Клавдия Лукашевич
Честное слово. Повести и рассказы
Рекомендовано к публикации Издательским Советом Русской Православной Церкви
(ИС 10-10-0753)
© Макет. «Зёрна-Слово», 2011
Был полдень. Доктора только что обошли палаты. По большим высоким коридорам больницы бесшумно, суетливо проходили сиделки и больничные служители, приносили носилки, чашки, бинты, вату, тряпки; из палат выходили и входили сестры милосердия и фельдшерицы с градусниками, сигнатурками и лекарствами в руках, исполняя предписания врачей. Пахло карболкой и лекарствами. В палатах слышались разговоры, возгласы, иногда стоны.
В палату № 10 привезли новую больную. Это палата называлась хирургической, и туда клали только тех, кому нужно было делать операцию.
В палате № 10 помещалось всего 8 человек больных; вторая от входной двери кровать была свободна, и на неё положили новую больную. Сестра милосердия, высокая, белокурая девушка с серьёзным лицом, привела её под руку из приёмной, где больная уже переоделась из своего платья в больничный халат. Казалось, это была девочка лет 14–15; худенькая, со впалыми большими чёрными глазами, с шапкой курчавых коротких волос на голове, она походила на цыганку.
Сестра милосердия, умелая и ловкая в своих приёмах, помогла больной раздеться и заботливо уложила её на кровать; та застонала.
– Что, милая, больно вам или неловко? Что-нибудь надо? – спросила сестра, и по её серьёзному лицу пробежала тень заботливого участия.
– Нет… Благодарю вас… – тихо ответила новая больная.
– Может, успокоительных капель дать? Вы, наверно, волнуетесь?
– Благодарю вас. Не надо.
– Кажется, вы озябли, милая… И руки и ноги холодные, как лед. Я вам грелочки положу… Это вас подбодрит.
– Не беспокойтесь. Не надо, – тихо ответила больная, закрыла утомлённые глаза и откинулась на подушку.
На новую больную со вниманием и любопытством смотрело множество глаз. Все больные приподнялись и наблюдали за происходившим. На лицах их выражались и оживлённое участие и любопытство. Здесь так мало бывало разнообразия, что всякое новое событие волновало и оживляло всю палату.
Сестра милосердия направилась было из палаты за грелками.
– Сестрица, сестрица, пожалуйста, подойдите ко мне, – раздался старческий голос.
Старушка, с лицом сморщенным, как печёное яблоко, поднялась на постели и выражала большое нетерпение. Она махнула рукой и кивала головой.
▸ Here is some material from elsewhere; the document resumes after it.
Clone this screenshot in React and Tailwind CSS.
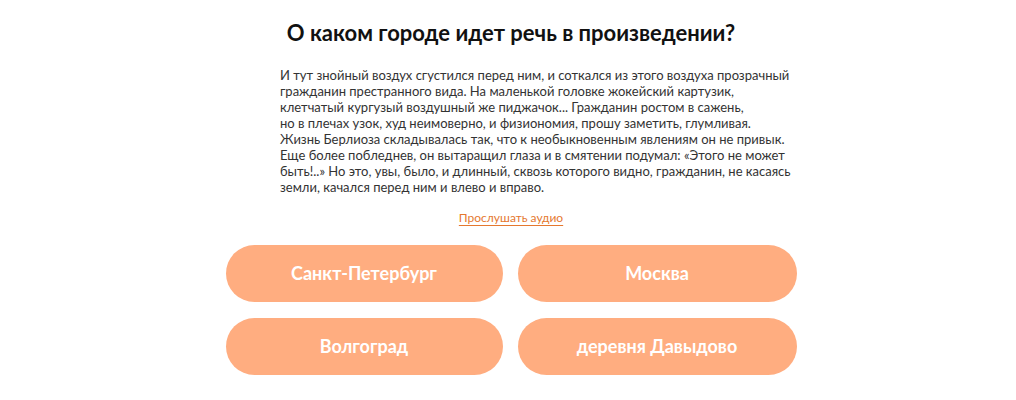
export default function App() {
  const answers = ['Санкт-Петербург', 'Москва', 'Волгоград', 'деревня Давыдово'];
  const lines = [
    'И тут знойный воздух сгустился перед ним, и соткался из этого воздуха прозрачный',
    'гражданин престранного вида. На маленькой головке жокейский картузик,',
    'клетчатый кургузый воздушный же пиджачок... Гражданин ростом в сажень,',
    'но в плечах узок, худ неимоверно, и физиономия, прошу заметить, глумливая.',
    'Жизнь Берлиоза складывалась так, что к необыкновенным явлениям он не привык.',
    'Еще более побледнев, он вытаращил глаза и в смятении подумал: «Этого не может',
    'быть!..» Но это, увы, было, и длинный, сквозь которого видно, гражданин, не касаясь',
    'земли, качался перед ним и влево и вправо.',
  ];

  return (
    <div className="w-[1016px] h-[400px] bg-white font-['Lato','Liberation_Sans',sans-serif] pl-[6px]">
      <div className="flex flex-col items-center pt-[19px]">
        <h1 className="text-[22px] leading-[28px] font-bold text-[#111]">
          О каком городе идет речь в произведении?
        </h1>
        <p className="mt-[20px] w-[462px] text-[13px] leading-[16px] text-[#333]">
          {lines.map((l, i) => (
            <span key={i} className="block whitespace-nowrap">{l}</span>
          ))}
        </p>
        <a href="#" className="mt-[15px] text-[12px] leading-[16px] text-[#e5782f] underline underline-offset-[3px]">
          Прослушать аудио
        </a>
        <div className="mt-[19px] grid grid-cols-[277px_279px] gap-x-[15px] gap-y-[16px]">
          {answers.map((a) => (
            <button
              key={a}
              className="h-[57px] rounded-full bg-[#ffad80] text-white text-[18px] font-bold"
            >
              {a}
            </button>
          ))}
        </div>
      </div>
    </div>
  );
}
– Что вам надо, бабушка? – улыбаясь, спросила сестра, подходя к ней.
– Кто она такая, эта девочка-то? Что у неё болит? Когда операция-то? – закидала старушка вопросами сестру.
– Право, я ещё и сама ничего не знаю… Успокойтесь, всё узнаете в своё время.
– Да кто она такая? Есть ли родители-то? Больно ей, что ли, что она так морщится и стонет? – не унималась старушка.
– Тише вы, бабушка… – сестра указала глазами на больную.
Та открыла глаза.
Сестра вышла из палаты. Старушка очень волновалась.
– Прасковья Ивановна, – обратилась она к полной красивой женщине, лежавшей рядом с новой больной, – вы узнайте у барышни, какая ей будет операция.
– Хорошо, бабушка, хорошо, – ответила та.
Старушка начала говорить с соседкой и говорила долго и безостановочно, всецело интересуясь новой больной.
Новая больная глаз не открывала. Её детское, прозрачное личико выражало страдание; на лбу лежали скорбные складки; черты лица были тонкие, точно выточенные.
Радом с ней, ближе к двери, лежала полная женщина, та, которую старуха называла Прасковья Ивановна; у неё было румяное, полное, красивое русское лицо, толстые русые косы падали по плечам и спускались по постели, большие серые глаза смотрели открыто и ласково. Она часто участливо взглядывала на свою соседку, и порою её глаза застилали слёзы.
По другую сторону новой больной лежала девочка с забинтованными ногами, далее женщина с обвязанной головой. Напротив помещались две старушки и две молодые женщины; одна из них, вся в веснушках, по-видимому, страдала и часто охала.